* Stated problem:
Below are records to transcribe exactly, without their pictures.

* Information given:
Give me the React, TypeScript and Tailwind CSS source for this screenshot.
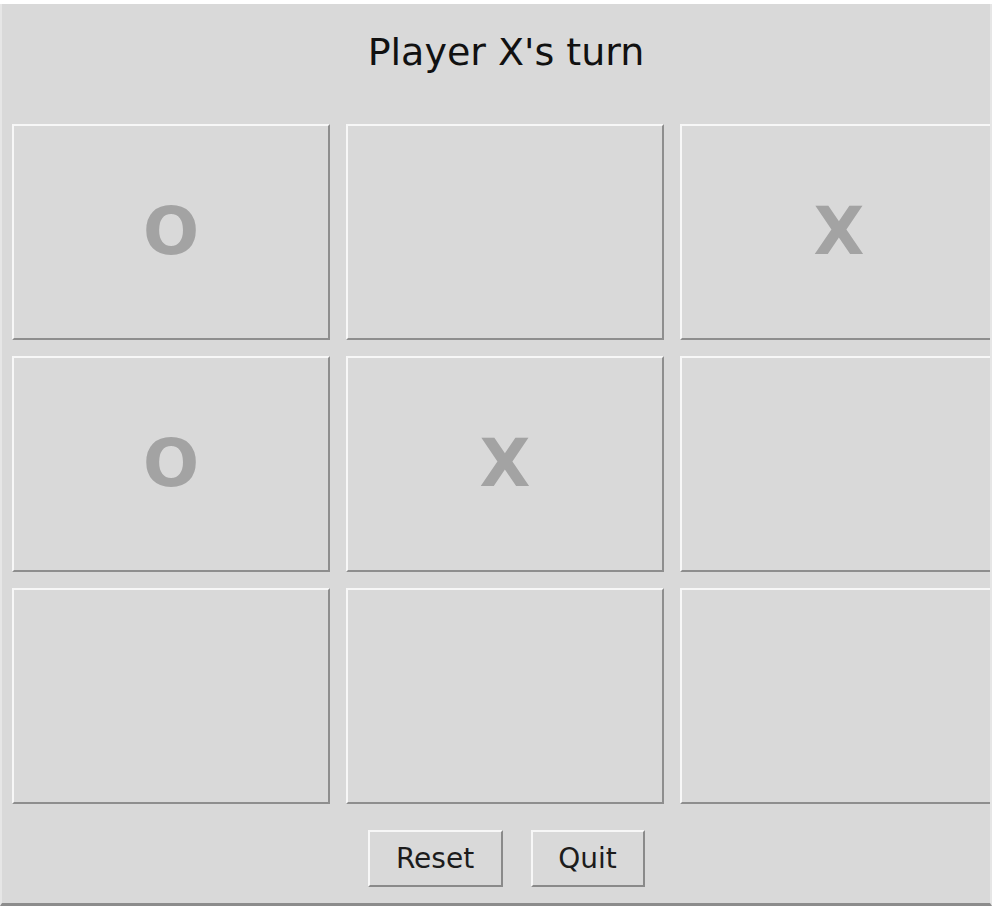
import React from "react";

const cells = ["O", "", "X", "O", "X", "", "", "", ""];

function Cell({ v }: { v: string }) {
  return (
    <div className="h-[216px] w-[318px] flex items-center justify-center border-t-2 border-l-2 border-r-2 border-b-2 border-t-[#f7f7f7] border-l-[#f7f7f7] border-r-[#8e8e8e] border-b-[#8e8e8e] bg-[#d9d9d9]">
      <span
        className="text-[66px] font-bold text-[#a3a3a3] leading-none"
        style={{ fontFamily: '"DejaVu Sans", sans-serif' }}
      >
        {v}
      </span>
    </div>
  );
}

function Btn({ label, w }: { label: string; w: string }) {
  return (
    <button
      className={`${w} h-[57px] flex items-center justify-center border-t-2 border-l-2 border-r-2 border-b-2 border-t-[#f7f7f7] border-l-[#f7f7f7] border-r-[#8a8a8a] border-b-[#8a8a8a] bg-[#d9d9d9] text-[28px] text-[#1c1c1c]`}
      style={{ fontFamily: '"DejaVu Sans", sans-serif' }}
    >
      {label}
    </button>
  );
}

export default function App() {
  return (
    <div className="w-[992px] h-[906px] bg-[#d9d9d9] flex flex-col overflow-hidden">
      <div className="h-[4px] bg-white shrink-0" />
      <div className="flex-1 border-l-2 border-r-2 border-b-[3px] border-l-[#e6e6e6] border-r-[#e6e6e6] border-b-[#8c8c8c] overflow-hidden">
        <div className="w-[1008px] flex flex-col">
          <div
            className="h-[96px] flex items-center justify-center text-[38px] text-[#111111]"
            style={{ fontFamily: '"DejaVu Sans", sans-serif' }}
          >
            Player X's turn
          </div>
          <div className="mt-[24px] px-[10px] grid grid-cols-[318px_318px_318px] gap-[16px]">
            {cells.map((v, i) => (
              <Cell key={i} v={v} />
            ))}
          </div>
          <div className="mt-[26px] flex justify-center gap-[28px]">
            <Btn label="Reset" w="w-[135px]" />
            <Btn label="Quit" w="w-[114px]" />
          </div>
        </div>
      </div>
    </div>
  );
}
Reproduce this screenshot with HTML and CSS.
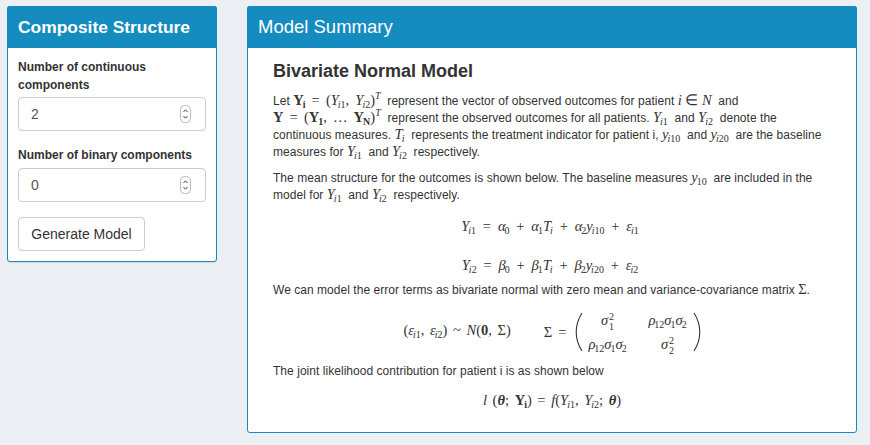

* Expected answer:
Give me the React, TypeScript and Tailwind CSS source for this screenshot.
import React from "react";

const cells = ["O", "", "X", "O", "X", "", "", "", ""];

function Cell({ v }: { v: string }) {
  return (
    <div className="h-[216px] w-[318px] flex items-center justify-center border-t-2 border-l-2 border-r-2 border-b-2 border-t-[#f7f7f7] border-l-[#f7f7f7] border-r-[#8e8e8e] border-b-[#8e8e8e] bg-[#d9d9d9]">
      <span
        className="text-[66px] font-bold text-[#a3a3a3] leading-none"
        style={{ fontFamily: '"DejaVu Sans", sans-serif' }}
      >
        {v}
      </span>
    </div>
  );
}

function Btn({ label, w }: { label: string; w: string }) {
  return (
    <button
      className={`${w} h-[57px] flex items-center justify-center border-t-2 border-l-2 border-r-2 border-b-2 border-t-[#f7f7f7] border-l-[#f7f7f7] border-r-[#8a8a8a] border-b-[#8a8a8a] bg-[#d9d9d9] text-[28px] text-[#1c1c1c]`}
      style={{ fontFamily: '"DejaVu Sans", sans-serif' }}
    >
      {label}
    </button>
  );
}

export default function App() {
  return (
    <div className="w-[992px] h-[906px] bg-[#d9d9d9] flex flex-col overflow-hidden">
      <div className="h-[4px] bg-white shrink-0" />
      <div className="flex-1 border-l-2 border-r-2 border-b-[3px] border-l-[#e6e6e6] border-r-[#e6e6e6] border-b-[#8c8c8c] overflow-hidden">
        <div className="w-[1008px] flex flex-col">
          <div
            className="h-[96px] flex items-center justify-center text-[38px] text-[#111111]"
            style={{ fontFamily: '"DejaVu Sans", sans-serif' }}
          >
            Player X's turn
          </div>
          <div className="mt-[24px] px-[10px] grid grid-cols-[318px_318px_318px] gap-[16px]">
            {cells.map((v, i) => (
              <Cell key={i} v={v} />
            ))}
          </div>
          <div className="mt-[26px] flex justify-center gap-[28px]">
            <Btn label="Reset" w="w-[135px]" />
            <Btn label="Quit" w="w-[114px]" />
          </div>
        </div>
      </div>
    </div>
  );
}
Reproduce this screenshot with HTML and CSS.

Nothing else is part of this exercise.